**Stated problem**
List each line of the data in which the string "components" appears.

**The records**
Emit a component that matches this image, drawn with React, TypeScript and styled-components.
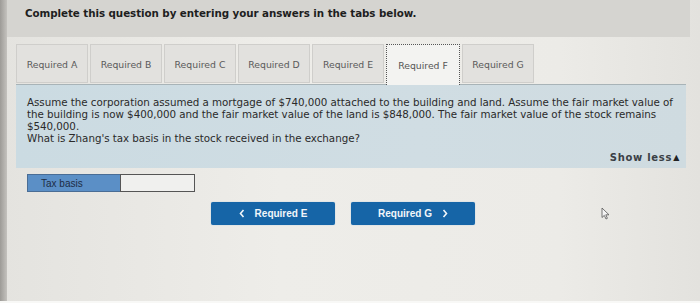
==
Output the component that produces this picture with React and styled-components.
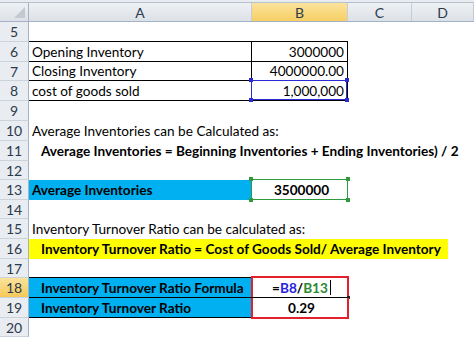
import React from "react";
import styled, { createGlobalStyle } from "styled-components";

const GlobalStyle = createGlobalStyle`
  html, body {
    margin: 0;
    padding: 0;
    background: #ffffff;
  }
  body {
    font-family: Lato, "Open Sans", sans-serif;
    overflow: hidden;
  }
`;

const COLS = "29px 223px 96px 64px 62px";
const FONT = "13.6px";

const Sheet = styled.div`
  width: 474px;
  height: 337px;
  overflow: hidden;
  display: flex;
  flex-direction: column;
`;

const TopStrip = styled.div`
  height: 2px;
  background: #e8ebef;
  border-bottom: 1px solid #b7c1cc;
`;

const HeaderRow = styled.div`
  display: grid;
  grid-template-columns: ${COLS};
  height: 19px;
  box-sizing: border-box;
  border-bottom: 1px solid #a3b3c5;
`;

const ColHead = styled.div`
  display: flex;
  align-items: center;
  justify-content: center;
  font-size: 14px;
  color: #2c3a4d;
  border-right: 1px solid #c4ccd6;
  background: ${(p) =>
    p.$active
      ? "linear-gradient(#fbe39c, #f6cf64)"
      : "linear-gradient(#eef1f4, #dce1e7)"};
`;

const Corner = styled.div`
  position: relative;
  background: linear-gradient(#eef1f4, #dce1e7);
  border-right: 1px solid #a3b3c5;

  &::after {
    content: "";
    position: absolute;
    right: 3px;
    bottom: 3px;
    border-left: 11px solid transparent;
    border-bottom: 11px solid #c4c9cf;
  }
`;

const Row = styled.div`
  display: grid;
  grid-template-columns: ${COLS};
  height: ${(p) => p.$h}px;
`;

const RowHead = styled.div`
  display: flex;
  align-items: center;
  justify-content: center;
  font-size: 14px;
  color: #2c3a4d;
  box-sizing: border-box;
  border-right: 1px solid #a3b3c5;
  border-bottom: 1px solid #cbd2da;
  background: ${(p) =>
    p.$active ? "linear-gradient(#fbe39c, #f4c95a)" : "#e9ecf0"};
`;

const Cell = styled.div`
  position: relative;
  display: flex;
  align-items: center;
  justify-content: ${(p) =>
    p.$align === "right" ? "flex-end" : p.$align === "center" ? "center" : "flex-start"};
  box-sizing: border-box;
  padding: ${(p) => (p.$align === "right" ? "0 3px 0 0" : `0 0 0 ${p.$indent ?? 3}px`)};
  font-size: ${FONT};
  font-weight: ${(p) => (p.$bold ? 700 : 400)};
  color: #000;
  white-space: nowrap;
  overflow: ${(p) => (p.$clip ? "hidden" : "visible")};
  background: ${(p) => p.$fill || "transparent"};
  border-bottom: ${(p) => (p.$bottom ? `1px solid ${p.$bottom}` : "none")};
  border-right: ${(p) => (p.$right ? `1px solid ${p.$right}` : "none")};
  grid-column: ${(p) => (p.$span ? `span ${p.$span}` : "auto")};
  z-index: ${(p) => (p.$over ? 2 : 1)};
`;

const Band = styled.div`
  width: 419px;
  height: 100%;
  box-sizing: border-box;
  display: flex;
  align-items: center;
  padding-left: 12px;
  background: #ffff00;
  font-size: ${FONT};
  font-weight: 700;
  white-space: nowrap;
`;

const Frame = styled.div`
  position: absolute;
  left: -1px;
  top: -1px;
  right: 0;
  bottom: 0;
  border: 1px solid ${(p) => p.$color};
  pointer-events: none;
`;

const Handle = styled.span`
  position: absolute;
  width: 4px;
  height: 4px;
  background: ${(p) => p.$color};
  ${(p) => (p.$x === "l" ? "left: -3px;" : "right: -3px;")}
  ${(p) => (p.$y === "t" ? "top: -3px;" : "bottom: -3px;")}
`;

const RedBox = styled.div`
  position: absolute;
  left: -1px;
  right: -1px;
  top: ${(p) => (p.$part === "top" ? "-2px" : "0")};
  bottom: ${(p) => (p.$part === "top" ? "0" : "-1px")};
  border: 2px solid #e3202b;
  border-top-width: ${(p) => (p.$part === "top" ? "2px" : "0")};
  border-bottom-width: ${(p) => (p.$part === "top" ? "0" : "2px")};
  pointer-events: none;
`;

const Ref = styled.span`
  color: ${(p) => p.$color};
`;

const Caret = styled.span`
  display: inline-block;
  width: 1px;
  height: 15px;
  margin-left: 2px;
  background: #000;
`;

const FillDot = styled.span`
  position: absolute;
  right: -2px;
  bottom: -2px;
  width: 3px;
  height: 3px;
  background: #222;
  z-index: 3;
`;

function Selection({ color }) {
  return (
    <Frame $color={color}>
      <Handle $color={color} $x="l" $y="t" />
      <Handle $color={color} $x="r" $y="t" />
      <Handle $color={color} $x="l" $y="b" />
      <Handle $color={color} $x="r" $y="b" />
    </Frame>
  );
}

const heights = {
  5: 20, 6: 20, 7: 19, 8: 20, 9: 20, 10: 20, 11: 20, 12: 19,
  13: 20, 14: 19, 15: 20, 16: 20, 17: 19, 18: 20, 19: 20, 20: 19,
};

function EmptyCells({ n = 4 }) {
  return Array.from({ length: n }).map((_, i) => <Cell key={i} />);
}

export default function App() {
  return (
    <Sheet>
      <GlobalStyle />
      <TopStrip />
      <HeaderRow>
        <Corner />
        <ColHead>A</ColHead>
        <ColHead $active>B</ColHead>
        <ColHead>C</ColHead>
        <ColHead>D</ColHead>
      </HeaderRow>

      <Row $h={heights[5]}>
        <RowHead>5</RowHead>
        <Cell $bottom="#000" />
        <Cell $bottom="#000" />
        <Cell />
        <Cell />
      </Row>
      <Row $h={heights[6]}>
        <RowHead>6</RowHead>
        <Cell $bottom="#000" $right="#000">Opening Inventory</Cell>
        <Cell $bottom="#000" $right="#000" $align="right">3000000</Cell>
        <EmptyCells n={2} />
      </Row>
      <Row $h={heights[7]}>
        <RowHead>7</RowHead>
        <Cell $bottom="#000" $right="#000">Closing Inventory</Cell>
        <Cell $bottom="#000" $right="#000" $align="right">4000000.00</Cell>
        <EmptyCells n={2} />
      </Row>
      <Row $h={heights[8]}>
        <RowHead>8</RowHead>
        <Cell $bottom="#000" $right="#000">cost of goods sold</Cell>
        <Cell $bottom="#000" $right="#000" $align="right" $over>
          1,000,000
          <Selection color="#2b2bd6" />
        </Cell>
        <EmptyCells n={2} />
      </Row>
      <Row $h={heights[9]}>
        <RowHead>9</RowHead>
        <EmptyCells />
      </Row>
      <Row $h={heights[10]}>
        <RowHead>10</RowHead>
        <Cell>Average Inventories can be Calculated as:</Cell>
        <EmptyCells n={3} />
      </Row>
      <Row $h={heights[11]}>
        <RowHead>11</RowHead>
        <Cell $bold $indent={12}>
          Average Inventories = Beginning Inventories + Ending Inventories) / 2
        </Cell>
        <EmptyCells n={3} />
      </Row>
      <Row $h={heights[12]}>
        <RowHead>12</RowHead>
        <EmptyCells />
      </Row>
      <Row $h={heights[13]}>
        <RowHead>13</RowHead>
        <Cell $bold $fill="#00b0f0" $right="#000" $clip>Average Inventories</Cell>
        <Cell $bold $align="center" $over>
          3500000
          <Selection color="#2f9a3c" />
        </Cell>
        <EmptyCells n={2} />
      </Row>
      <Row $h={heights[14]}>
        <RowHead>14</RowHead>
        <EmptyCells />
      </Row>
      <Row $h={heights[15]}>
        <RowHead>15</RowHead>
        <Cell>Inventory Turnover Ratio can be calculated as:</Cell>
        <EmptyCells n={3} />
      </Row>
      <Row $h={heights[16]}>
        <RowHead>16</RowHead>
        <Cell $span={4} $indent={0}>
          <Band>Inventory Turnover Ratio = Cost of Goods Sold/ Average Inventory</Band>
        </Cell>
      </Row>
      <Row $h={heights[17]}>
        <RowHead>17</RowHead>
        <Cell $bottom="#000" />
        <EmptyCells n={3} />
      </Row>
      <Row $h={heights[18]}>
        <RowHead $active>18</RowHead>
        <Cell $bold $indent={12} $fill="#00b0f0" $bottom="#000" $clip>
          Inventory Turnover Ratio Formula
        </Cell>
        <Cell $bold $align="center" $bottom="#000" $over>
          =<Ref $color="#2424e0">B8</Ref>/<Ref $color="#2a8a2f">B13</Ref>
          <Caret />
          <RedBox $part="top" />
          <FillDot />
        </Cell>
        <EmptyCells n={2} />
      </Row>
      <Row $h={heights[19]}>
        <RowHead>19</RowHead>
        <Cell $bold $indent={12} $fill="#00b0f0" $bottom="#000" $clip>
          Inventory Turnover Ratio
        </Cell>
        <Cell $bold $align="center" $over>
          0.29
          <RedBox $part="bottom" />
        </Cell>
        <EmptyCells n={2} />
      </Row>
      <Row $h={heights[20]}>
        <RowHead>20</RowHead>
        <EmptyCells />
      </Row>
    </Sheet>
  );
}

**Output for this exercise**
Emit a component that matches this image, drawn with React, TypeScript and styled-components.
Output the component that produces this picture with React and styled-components.
import styled, { createGlobalStyle } from "styled-components";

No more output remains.